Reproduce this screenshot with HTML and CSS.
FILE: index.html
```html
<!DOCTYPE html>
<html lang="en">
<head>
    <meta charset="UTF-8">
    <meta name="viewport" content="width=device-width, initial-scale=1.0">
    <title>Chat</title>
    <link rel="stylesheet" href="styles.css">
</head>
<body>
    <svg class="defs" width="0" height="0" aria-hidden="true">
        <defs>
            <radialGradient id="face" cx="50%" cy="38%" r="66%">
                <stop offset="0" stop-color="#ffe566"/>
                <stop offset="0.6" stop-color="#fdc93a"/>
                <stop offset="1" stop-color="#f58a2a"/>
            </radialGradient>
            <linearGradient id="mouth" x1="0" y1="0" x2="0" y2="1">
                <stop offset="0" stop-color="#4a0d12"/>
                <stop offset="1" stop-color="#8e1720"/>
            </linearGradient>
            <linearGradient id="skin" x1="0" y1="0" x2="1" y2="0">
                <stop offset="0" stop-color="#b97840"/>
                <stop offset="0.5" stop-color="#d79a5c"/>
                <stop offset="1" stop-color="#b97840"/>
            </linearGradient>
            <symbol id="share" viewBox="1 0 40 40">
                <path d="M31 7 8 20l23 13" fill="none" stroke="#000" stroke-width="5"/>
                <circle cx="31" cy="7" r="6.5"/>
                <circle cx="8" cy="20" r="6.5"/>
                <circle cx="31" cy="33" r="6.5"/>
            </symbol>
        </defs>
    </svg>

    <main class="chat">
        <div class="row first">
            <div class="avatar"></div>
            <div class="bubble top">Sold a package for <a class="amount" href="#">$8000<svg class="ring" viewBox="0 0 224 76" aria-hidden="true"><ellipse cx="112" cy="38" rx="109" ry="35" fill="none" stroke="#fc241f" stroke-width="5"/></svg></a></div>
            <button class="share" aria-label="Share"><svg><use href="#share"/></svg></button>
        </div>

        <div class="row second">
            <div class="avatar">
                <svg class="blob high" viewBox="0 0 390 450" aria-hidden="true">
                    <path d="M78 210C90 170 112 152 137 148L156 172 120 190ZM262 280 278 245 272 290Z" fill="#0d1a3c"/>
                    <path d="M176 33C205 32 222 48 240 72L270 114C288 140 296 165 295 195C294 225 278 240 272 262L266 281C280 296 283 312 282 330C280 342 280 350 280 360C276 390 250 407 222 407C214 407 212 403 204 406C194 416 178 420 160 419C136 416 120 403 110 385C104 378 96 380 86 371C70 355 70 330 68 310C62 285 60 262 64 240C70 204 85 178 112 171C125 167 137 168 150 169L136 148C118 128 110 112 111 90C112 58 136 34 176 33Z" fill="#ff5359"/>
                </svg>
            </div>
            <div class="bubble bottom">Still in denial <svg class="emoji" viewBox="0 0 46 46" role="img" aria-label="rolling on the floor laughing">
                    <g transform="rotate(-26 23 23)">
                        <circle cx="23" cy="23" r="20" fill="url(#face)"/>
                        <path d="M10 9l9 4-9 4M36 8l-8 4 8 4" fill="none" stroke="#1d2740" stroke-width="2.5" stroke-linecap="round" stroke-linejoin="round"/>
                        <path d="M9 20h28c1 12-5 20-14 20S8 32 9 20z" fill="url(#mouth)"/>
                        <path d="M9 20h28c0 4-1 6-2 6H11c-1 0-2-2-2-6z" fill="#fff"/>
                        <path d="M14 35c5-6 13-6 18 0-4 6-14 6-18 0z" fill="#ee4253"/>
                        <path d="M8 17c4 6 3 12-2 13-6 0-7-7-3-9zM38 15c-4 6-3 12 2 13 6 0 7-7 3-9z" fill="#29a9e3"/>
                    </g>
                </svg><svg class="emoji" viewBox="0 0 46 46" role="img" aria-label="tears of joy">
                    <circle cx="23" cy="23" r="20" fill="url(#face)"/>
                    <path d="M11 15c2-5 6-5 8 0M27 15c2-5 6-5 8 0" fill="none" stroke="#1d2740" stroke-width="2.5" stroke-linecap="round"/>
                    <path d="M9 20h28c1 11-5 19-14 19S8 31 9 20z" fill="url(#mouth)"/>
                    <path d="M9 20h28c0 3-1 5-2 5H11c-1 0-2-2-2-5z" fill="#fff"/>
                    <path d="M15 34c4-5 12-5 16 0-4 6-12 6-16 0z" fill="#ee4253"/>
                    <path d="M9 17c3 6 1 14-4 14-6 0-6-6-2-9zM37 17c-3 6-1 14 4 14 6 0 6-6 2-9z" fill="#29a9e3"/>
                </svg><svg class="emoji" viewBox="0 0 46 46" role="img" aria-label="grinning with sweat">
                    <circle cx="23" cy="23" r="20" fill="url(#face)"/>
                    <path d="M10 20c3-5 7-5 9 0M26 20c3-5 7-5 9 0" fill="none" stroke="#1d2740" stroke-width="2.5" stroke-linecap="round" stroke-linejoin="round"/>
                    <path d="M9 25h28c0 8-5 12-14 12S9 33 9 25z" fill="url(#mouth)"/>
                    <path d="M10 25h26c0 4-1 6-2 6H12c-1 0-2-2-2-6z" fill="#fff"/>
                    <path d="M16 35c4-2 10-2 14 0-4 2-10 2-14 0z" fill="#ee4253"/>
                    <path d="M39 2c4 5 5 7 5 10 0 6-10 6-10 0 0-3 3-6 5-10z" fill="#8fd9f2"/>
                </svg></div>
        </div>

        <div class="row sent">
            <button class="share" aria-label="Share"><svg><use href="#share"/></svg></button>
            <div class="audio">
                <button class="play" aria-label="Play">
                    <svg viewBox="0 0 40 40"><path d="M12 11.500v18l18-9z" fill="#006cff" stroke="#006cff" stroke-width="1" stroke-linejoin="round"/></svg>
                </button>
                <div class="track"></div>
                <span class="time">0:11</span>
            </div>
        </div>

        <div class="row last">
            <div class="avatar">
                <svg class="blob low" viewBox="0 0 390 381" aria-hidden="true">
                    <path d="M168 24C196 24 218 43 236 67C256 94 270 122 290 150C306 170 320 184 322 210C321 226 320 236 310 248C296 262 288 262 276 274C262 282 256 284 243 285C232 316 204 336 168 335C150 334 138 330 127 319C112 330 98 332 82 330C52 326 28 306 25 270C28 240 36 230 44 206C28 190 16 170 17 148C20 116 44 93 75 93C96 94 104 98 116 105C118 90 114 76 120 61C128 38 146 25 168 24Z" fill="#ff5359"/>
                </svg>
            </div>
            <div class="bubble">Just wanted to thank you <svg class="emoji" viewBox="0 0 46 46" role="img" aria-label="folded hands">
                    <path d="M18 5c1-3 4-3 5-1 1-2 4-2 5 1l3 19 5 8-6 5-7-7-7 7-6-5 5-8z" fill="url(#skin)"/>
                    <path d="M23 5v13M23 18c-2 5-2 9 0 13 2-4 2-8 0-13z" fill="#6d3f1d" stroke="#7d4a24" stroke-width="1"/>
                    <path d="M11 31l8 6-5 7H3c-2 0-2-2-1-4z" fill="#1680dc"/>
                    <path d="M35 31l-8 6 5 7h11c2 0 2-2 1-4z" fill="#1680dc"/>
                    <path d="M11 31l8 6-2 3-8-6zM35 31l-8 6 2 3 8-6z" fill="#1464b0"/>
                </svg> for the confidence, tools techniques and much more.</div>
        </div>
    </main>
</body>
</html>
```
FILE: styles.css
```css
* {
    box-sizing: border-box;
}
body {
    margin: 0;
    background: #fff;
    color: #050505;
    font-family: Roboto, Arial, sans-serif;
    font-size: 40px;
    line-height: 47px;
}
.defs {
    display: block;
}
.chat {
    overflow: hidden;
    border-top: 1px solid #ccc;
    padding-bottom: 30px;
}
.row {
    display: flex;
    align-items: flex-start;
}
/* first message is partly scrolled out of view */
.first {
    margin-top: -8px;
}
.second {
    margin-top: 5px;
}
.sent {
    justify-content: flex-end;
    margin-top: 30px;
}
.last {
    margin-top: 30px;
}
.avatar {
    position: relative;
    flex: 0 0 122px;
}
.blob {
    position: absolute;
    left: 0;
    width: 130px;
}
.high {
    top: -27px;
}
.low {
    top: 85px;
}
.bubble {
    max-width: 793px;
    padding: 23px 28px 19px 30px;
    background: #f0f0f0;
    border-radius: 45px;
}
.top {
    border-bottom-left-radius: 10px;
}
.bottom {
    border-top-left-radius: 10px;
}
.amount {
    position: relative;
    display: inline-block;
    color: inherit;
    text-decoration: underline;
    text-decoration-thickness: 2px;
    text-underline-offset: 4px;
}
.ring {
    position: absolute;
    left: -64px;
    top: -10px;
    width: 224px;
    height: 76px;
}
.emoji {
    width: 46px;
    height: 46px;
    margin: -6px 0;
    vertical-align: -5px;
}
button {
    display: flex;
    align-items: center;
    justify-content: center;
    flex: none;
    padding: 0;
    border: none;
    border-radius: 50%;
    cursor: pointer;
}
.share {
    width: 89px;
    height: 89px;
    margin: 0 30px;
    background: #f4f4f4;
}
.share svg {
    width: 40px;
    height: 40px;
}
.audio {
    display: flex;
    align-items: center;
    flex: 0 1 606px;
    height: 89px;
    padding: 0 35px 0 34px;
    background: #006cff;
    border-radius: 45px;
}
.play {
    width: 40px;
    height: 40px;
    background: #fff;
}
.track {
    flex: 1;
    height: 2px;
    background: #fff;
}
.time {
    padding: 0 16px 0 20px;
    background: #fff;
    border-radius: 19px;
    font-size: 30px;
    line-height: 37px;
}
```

--

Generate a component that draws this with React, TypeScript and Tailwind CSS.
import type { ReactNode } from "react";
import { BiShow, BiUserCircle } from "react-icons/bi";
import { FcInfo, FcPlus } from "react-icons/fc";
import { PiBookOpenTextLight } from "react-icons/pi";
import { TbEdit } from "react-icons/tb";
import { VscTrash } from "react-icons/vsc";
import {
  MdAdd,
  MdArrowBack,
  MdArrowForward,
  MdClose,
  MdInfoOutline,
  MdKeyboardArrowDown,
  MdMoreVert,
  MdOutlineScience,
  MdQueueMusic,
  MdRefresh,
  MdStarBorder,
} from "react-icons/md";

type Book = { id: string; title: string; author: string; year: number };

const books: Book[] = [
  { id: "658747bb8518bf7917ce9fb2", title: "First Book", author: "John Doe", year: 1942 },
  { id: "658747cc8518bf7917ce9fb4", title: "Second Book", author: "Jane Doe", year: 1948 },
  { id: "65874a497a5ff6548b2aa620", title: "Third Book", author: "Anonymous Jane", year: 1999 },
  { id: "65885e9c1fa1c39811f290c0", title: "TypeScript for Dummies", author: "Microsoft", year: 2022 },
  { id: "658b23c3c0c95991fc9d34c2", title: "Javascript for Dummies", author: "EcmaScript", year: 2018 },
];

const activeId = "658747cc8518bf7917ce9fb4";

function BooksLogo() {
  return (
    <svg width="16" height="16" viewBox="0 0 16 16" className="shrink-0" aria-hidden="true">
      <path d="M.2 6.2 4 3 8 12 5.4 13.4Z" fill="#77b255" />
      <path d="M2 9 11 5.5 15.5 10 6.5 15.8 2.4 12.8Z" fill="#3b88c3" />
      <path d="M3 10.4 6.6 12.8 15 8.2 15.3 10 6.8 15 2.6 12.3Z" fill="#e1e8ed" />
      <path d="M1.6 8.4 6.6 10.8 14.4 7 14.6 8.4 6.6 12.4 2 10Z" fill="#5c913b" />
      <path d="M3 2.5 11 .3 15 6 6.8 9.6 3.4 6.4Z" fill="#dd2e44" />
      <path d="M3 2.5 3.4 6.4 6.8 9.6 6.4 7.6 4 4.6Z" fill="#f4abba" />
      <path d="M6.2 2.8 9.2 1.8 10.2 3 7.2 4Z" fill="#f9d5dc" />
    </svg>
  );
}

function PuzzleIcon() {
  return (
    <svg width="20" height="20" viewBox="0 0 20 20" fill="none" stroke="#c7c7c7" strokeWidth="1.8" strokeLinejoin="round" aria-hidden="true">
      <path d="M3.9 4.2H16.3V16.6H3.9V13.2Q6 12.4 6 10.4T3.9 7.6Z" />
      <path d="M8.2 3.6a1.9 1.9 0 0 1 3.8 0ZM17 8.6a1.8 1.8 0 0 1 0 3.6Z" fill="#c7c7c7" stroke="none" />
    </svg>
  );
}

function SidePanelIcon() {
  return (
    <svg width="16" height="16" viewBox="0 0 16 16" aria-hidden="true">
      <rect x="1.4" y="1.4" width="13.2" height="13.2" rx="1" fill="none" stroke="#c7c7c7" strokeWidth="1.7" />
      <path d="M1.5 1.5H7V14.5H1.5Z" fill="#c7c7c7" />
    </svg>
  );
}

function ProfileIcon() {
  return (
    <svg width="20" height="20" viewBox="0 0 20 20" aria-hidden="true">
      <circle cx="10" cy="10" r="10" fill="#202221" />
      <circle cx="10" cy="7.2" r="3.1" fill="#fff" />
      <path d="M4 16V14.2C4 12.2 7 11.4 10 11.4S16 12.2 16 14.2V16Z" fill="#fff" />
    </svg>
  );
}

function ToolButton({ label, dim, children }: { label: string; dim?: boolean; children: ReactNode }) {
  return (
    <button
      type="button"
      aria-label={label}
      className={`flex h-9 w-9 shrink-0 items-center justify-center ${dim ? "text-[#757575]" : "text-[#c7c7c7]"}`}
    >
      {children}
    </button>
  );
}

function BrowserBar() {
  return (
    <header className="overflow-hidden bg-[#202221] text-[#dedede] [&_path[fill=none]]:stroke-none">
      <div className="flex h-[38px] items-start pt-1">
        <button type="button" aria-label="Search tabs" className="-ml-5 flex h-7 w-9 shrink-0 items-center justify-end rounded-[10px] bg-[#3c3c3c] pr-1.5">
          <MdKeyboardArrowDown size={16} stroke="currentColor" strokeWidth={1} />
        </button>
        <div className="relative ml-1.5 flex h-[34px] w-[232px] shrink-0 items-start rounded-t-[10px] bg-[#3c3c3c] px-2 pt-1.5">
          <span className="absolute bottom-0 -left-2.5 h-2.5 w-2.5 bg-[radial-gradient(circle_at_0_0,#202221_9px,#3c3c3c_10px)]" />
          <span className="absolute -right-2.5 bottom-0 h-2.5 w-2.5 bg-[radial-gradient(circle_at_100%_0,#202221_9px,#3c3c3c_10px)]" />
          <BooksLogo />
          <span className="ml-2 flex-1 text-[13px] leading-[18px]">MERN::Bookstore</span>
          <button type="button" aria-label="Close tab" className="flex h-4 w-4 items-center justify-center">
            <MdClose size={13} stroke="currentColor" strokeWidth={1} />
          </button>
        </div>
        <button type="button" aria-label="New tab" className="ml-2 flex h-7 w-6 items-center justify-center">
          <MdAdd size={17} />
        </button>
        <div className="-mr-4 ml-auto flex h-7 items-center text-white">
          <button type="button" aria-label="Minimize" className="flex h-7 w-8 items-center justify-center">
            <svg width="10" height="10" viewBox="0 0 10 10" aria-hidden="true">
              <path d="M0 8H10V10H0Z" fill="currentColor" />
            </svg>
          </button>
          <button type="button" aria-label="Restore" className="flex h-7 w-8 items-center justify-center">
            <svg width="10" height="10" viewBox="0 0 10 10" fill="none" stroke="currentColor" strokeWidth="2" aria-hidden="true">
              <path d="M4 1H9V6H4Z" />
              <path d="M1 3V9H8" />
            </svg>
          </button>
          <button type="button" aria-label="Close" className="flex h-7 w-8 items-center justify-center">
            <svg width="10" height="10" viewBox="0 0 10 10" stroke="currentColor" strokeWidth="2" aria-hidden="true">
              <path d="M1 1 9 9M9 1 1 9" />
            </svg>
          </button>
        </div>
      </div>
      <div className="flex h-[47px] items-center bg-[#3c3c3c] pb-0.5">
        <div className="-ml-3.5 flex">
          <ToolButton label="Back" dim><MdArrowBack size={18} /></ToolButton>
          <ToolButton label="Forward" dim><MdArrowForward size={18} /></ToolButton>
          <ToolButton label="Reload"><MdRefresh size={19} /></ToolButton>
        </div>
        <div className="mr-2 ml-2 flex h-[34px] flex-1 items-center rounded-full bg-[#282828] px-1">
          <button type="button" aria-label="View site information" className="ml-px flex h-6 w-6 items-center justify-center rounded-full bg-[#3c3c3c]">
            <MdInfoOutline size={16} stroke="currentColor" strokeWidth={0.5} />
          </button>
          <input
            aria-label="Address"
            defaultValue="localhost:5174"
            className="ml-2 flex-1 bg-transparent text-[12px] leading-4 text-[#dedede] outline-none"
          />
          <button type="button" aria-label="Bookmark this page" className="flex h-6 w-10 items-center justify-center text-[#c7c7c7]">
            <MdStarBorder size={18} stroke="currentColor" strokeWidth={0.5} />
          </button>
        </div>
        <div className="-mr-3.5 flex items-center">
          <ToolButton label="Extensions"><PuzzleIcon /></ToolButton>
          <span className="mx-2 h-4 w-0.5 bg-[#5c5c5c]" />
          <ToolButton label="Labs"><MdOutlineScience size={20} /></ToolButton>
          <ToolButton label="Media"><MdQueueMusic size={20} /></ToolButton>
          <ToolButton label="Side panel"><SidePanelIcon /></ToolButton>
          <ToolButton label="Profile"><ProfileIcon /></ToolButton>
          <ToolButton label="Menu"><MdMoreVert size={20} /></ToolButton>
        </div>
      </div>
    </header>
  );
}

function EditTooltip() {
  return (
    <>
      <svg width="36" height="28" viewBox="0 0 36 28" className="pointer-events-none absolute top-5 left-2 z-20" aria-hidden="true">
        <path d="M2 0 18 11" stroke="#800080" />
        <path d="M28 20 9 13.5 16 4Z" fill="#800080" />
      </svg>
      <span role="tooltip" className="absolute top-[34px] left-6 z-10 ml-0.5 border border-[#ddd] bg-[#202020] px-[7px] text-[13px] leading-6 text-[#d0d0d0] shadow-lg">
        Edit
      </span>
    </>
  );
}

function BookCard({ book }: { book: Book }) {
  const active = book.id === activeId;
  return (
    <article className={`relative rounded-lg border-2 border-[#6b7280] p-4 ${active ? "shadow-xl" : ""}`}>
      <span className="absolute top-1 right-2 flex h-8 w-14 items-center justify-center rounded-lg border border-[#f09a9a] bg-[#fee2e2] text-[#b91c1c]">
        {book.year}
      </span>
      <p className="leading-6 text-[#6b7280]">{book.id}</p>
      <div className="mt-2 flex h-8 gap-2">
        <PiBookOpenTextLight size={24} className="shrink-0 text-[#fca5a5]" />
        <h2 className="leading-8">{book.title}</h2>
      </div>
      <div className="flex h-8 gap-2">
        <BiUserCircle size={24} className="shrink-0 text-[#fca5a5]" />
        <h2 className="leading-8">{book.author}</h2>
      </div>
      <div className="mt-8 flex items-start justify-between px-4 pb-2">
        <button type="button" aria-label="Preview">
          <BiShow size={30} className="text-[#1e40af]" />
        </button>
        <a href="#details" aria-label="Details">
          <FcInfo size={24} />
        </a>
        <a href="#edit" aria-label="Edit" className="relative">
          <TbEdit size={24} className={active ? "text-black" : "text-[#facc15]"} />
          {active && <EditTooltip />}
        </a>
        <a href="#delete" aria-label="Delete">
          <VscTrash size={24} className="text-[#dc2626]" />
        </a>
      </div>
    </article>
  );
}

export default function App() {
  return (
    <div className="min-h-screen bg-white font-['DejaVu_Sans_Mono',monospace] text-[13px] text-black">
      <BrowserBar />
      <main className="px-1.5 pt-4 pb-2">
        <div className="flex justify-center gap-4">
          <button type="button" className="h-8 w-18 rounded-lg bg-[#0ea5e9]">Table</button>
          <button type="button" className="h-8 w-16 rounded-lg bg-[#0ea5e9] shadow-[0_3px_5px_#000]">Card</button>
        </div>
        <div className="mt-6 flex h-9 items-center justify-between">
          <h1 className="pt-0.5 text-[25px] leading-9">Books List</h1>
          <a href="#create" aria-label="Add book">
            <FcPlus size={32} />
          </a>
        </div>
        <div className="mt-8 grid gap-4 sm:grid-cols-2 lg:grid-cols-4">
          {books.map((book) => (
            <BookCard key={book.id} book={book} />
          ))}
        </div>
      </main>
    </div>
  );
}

Challenge >> Above are the records; print exactly the lines from the line with "Generate a component" to the line with "string; title: string;", including both, and nothing else.

Task answer >>
Generate a component that draws this with React, TypeScript and Tailwind CSS.
import type { ReactNode } from "react";
import { BiShow, BiUserCircle } from "react-icons/bi";
import { FcInfo, FcPlus } from "react-icons/fc";
import { PiBookOpenTextLight } from "react-icons/pi";
import { TbEdit } from "react-icons/tb";
import { VscTrash } from "react-icons/vsc";
import {
  MdAdd,
  MdArrowBack,
  MdArrowForward,
  MdClose,
  MdInfoOutline,
  MdKeyboardArrowDown,
  MdMoreVert,
  MdOutlineScience,
  MdQueueMusic,
  MdRefresh,
  MdStarBorder,
} from "react-icons/md";

type Book = { id: string; title: string; author: string; year: number };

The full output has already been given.